**Goal of the exercise:**
The lines to extract run from the first line of the material below to the line containing "file list */", both included; leave the pictures behind.

— Start Information shown —

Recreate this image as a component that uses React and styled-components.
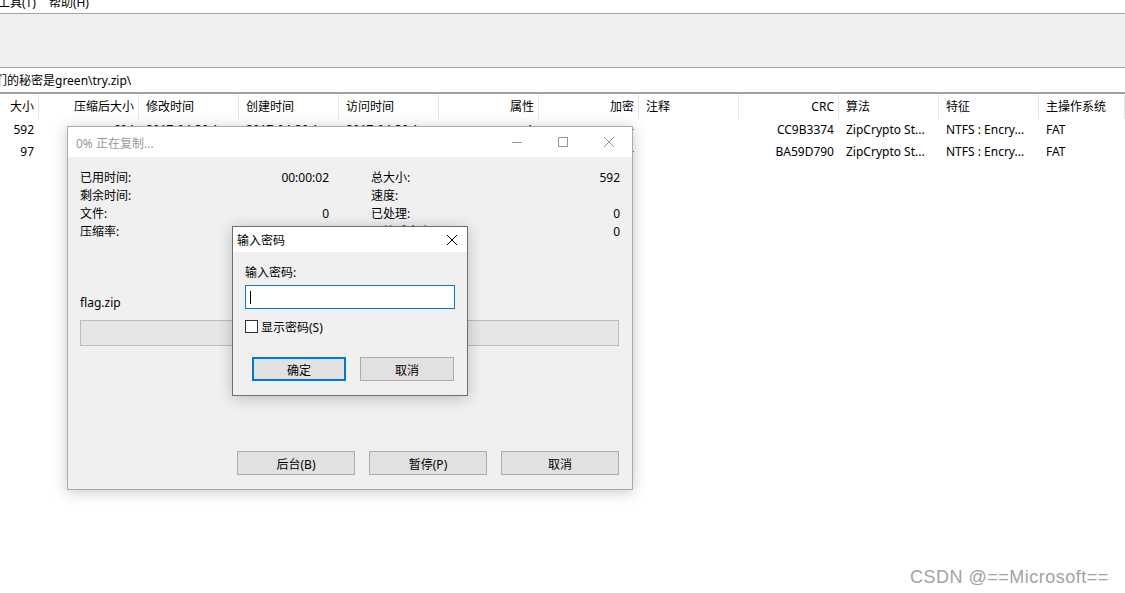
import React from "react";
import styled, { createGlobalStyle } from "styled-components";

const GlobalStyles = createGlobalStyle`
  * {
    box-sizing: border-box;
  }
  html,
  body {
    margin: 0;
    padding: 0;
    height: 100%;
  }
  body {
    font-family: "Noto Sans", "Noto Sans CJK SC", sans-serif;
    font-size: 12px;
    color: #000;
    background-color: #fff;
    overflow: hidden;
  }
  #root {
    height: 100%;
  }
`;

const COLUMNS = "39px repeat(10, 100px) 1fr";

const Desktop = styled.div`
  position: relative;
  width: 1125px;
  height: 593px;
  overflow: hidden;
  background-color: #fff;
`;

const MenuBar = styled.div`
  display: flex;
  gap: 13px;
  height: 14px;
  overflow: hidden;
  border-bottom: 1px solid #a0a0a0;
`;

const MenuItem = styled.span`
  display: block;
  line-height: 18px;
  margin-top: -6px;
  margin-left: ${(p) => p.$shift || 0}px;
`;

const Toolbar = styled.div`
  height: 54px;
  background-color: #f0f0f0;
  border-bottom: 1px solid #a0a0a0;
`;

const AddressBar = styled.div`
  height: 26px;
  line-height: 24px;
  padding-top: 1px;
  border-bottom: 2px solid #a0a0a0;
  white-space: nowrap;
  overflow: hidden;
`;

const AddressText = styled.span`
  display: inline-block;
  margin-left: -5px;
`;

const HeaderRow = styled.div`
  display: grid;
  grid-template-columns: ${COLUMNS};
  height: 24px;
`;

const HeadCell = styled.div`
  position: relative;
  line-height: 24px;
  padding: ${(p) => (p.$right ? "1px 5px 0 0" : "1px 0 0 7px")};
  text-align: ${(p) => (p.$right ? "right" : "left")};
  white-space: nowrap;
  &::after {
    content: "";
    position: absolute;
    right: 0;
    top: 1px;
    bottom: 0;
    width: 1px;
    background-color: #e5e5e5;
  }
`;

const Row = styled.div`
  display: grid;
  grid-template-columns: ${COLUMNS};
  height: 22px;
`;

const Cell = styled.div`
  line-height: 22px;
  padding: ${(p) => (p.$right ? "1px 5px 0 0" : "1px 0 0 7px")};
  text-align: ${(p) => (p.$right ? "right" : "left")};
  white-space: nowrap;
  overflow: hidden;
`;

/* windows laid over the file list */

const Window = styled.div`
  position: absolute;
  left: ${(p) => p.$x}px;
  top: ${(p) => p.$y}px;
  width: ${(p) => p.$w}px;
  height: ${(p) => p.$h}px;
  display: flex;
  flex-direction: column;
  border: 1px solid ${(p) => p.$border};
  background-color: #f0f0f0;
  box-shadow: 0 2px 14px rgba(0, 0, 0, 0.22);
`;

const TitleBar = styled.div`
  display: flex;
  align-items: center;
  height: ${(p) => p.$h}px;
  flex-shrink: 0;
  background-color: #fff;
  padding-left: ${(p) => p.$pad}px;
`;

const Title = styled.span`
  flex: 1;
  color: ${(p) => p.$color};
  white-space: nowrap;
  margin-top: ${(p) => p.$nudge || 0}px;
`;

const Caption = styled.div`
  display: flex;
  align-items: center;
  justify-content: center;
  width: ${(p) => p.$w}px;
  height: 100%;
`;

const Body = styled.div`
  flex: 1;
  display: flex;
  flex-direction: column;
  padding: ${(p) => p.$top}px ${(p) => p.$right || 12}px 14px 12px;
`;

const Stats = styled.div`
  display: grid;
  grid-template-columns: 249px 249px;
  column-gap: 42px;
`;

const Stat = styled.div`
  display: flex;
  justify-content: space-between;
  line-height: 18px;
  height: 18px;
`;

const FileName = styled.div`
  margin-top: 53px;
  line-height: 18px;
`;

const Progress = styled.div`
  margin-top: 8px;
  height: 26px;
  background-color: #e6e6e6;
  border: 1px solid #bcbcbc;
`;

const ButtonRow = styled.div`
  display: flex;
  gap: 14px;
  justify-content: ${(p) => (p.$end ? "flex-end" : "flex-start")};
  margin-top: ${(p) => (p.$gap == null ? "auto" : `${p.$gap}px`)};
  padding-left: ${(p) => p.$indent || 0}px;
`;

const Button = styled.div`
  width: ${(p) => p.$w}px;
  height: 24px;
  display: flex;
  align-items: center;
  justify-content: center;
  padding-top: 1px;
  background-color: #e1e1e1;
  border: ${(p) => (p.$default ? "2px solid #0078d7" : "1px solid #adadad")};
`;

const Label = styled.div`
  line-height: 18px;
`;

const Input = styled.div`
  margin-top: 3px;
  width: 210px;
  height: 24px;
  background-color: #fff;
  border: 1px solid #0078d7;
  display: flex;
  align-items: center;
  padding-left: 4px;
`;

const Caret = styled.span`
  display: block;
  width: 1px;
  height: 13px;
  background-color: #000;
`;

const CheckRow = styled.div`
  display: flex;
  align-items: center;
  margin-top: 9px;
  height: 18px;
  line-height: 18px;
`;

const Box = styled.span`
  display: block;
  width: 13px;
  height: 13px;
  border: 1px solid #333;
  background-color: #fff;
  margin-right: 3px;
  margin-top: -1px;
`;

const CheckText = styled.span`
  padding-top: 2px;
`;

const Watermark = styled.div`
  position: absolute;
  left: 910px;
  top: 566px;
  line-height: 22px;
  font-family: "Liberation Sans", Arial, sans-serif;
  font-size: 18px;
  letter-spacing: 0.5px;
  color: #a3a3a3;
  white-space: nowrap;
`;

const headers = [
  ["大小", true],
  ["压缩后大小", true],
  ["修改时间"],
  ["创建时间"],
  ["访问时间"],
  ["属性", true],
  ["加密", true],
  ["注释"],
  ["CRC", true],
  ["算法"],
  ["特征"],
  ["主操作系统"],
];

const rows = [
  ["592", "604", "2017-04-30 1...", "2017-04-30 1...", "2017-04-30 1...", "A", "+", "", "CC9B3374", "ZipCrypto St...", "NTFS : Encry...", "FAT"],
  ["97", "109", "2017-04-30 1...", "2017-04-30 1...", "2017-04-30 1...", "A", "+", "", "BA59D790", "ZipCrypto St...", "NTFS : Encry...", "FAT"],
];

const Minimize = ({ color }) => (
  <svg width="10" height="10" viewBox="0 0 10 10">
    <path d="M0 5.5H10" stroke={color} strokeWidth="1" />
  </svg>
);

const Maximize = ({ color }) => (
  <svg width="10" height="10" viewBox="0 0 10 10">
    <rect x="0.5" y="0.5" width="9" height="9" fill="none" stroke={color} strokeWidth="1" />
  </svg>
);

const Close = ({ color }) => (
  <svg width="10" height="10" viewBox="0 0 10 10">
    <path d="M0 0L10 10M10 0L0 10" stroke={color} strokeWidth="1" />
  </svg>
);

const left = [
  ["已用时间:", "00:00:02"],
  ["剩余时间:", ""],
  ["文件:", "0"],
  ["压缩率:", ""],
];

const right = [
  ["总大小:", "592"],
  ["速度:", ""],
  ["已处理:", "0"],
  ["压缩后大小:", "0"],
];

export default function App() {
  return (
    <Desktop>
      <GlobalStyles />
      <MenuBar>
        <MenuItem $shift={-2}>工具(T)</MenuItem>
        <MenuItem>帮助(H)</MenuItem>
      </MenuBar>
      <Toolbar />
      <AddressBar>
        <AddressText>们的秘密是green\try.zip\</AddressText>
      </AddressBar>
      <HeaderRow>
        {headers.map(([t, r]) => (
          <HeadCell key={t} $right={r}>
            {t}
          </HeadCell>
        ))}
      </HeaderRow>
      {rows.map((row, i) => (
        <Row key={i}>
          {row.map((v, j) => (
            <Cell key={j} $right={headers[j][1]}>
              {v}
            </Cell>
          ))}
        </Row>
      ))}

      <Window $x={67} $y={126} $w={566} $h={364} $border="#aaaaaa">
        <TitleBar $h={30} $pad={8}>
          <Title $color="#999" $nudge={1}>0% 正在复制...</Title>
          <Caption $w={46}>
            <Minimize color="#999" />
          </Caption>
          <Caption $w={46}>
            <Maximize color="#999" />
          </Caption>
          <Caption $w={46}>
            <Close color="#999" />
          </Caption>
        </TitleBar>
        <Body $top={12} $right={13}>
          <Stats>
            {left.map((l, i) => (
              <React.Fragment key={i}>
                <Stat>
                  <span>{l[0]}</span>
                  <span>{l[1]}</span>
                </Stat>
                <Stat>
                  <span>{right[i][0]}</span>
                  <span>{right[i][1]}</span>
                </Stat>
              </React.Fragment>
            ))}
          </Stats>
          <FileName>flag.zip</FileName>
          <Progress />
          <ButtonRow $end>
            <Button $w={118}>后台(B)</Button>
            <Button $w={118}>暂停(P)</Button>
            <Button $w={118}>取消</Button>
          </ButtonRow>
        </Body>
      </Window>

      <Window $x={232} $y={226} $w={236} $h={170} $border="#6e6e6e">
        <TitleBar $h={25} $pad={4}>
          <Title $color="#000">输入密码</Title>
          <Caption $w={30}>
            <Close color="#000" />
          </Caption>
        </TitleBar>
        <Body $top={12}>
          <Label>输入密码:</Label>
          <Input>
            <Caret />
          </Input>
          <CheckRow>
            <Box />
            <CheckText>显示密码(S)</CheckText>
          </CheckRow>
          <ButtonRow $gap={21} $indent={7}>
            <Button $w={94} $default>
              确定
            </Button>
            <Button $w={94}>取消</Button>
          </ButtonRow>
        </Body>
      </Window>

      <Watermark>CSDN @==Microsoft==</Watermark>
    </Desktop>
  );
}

— End Information shown —

**Answer for the task:**
Recreate this image as a component that uses React and styled-components.
import React from "react";
import styled, { createGlobalStyle } from "styled-components";

const GlobalStyles = createGlobalStyle`
  * {
    box-sizing: border-box;
  }
  html,
  body {
    margin: 0;
    padding: 0;
    height: 100%;
  }
  body {
    font-family: "Noto Sans", "Noto Sans CJK SC", sans-serif;
    font-size: 12px;
    color: #000;
    background-color: #fff;
    overflow: hidden;
  }
  #root {
    height: 100%;
  }
`;

const COLUMNS = "39px repeat(10, 100px) 1fr";

const Desktop = styled.div`
  position: relative;
  width: 1125px;
  height: 593px;
  overflow: hidden;
  background-color: #fff;
`;

const MenuBar = styled.div`
  display: flex;
  gap: 13px;
  height: 14px;
  overflow: hidden;
  border-bottom: 1px solid #a0a0a0;
`;

const MenuItem = styled.span`
  display: block;
  line-height: 18px;
  margin-top: -6px;
  margin-left: ${(p) => p.$shift || 0}px;
`;

const Toolbar = styled.div`
  height: 54px;
  background-color: #f0f0f0;
  border-bottom: 1px solid #a0a0a0;
`;

const AddressBar = styled.div`
  height: 26px;
  line-height: 24px;
  padding-top: 1px;
  border-bottom: 2px solid #a0a0a0;
  white-space: nowrap;
  overflow: hidden;
`;

const AddressText = styled.span`
  display: inline-block;
  margin-left: -5px;
`;

const HeaderRow = styled.div`
  display: grid;
  grid-template-columns: ${COLUMNS};
  height: 24px;
`;

const HeadCell = styled.div`
  position: relative;
  line-height: 24px;
  padding: ${(p) => (p.$right ? "1px 5px 0 0" : "1px 0 0 7px")};
  text-align: ${(p) => (p.$right ? "right" : "left")};
  white-space: nowrap;
  &::after {
    content: "";
    position: absolute;
    right: 0;
    top: 1px;
    bottom: 0;
    width: 1px;
    background-color: #e5e5e5;
  }
`;

const Row = styled.div`
  display: grid;
  grid-template-columns: ${COLUMNS};
  height: 22px;
`;

const Cell = styled.div`
  line-height: 22px;
  padding: ${(p) => (p.$right ? "1px 5px 0 0" : "1px 0 0 7px")};
  text-align: ${(p) => (p.$right ? "right" : "left")};
  white-space: nowrap;
  overflow: hidden;
`;

/* windows laid over the file list */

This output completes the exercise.